“One day you will wake up and there won’t be any more time to do the things you’ve always wanted. Do it now.”
Paul Coelho
I’ve had it. I’ve officially had it with this contrived, pointless, bloated show and its tyrannical, power-hungry figurehead. It’s lost all sense of fun and purpose and become a breeding ground for self-interested sociopaths.
Of course, I am deep in the throes of post-Apprentice rage, so I may be being the teensiest bit hyperbolic. But, in all seriousness, you do have to think: what is the point?
Some context is needed. This episode featured the annual Glorified Scavenger Hunt, in which the teams hared off to collect nine items taken from a grand shopping list at discounted prices in London. (At least this is better than last year, when they flew all the way to Dubai.) Supposedly each team had free choice from the Master List, but their items were suspiciously similar, so one has to infer editorial intervention.
It was, from the moment the Almighty Lord Sugar knocked on the door of the candidates’ house at 6am, a farce. Because what employer visits his interviewees in their pyjamas? It’s not professional. And gods know ALS is always banging on about professionalism.
Oh, the candidates tear around town as usual, making colossal mistakes, bickering occasionally, ripping poor diamond merchants off by fluttering their eyelashes – but that’s all par for the course, and bickering levels were low anyway, Mark and Daniel having miraculously decided to be friends again. So the episode has very little tension, and very little natural structure, being essentially a treasure hunt with a whole city to search.
This is obviously why ALS and his BBC buddies decide to make such a big fuss about the skeleton.
Each team is asked to buy an anatomical skeleton. The specifications say “Anatomical Skeleton, 150cm.” Nothing about what it should be made of or anything. Felipe and Daniel, therefore, decide to chance their arm, and buy a paper skeleton for £14, instead of a proper one for about £200. Sure, this is a bit cheeky, maybe, but the thing does fit the specifications, and it is a bargain.

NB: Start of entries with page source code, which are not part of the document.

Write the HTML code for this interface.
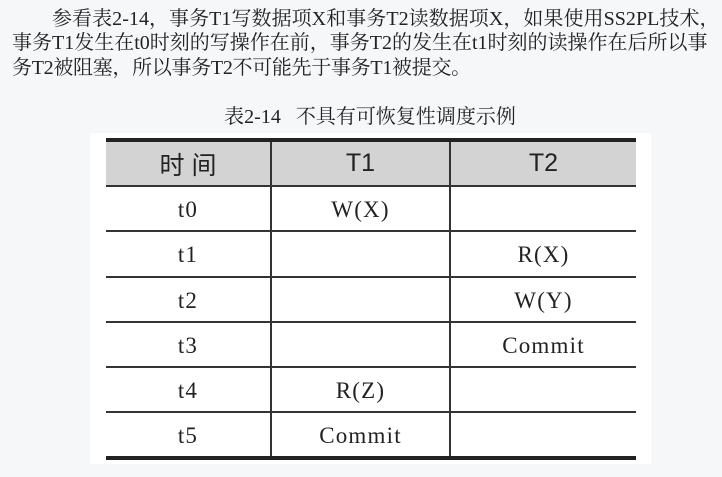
<!DOCTYPE html>
<html><head><meta charset="utf-8"><style>
html,body{margin:0;padding:0;background:#f6f7f9;width:722px;height:477px;overflow:hidden}
.l{position:absolute;white-space:nowrap;font-family:"Liberation Serif","Noto Serif CJK SC",serif;font-size:20px;color:#222;line-height:24px;letter-spacing:-0.3px}
.cap{position:absolute;left:0;width:740px;top:100px;text-align:center;font-family:"Liberation Serif","Noto Serif CJK SC",serif;font-size:20px;color:#222}
.w{position:absolute;left:90px;top:133px;width:561px;height:331px;background:#fff}
table{position:absolute;left:106px;top:138px;border-collapse:collapse;width:530px}
td{height:45.3px;border-bottom:2px solid #333;text-align:center;font-family:"Liberation Serif",serif;font-size:23px;letter-spacing:1.2px;color:#222;padding:3px 0 0 0;box-sizing:border-box}
td+td{border-left:2px solid #333}
tr.h td{background:#d3d3d3;font-family:"Liberation Sans","Noto Sans CJK SC",sans-serif;font-size:25px;letter-spacing:0;border-top:4px solid #222;height:46px;padding-top:0}
tr:last-child td{border-bottom:4px solid #222}
</style></head><body>
<div class="l" style="left:52px;top:7px;letter-spacing:0.05px">参看表2-14，事务T1写数据项X和事务T2读数据项X，如果使用SS2PL技术，</div>
<div class="l" style="left:12px;top:31px;letter-spacing:0px">事务T1发生在t0时刻的写操作在前，事务T2的发生在t1时刻的读操作在后所以事</div>
<div class="l" style="left:12px;top:56px">务T2被阻塞，所以事务T2不可能先于事务T1被提交。</div>
<div class="cap">表2-14&nbsp;&nbsp;&nbsp;不具有可恢复性调度示例</div>
<div class="w"></div>
<table>
<colgroup><col style="width:165px"><col style="width:179px"><col></colgroup>
<tr class="h"><td>时 间</td><td>T1</td><td>T2</td></tr>
<tr><td>t0</td><td>W(X)</td><td></td></tr>
<tr><td>t1</td><td></td><td>R(X)</td></tr>
<tr><td>t2</td><td></td><td>W(Y)</td></tr>
<tr><td>t3</td><td></td><td>Commit</td></tr>
<tr><td>t4</td><td>R(Z)</td><td></td></tr>
<tr><td>t5</td><td>Commit</td><td></td></tr>
</table>
</body></html>
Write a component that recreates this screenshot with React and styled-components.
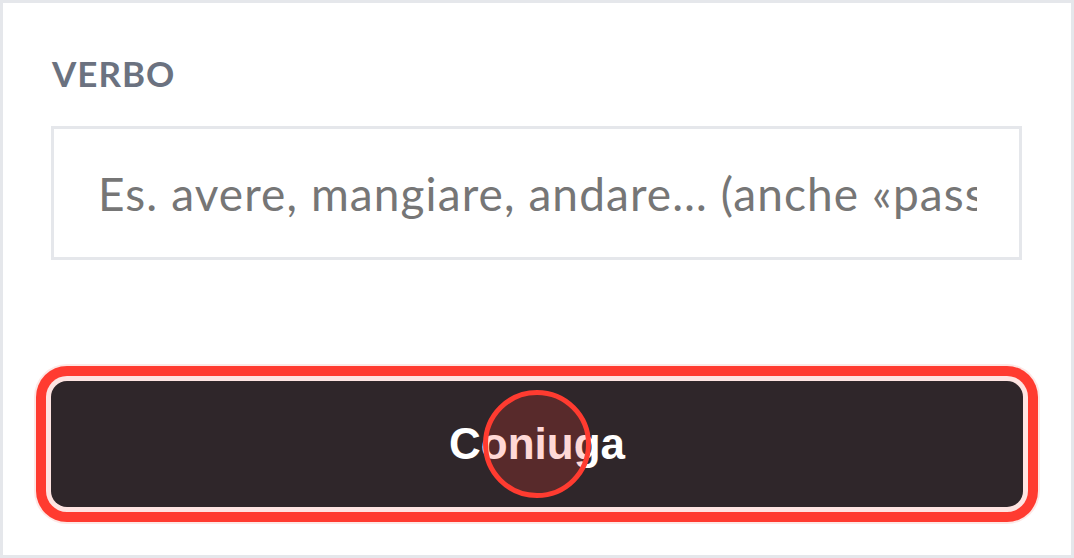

But ALS decides to make a fuss over it. Because he is “judge, jury and executioner”, in his own words – for which read “a total control freak with no sense of humour.” He fails Felipe’s team, gratuitously, Because He Can.
Why am I so annoyed about this? Because there are rules, Alan. There are rules. And even you have to keep them.
I can’t be bothered to watch this any more. I just can’t. It’s so arbitrary it’s ridiculous. Shut up and get off our screens, Alan.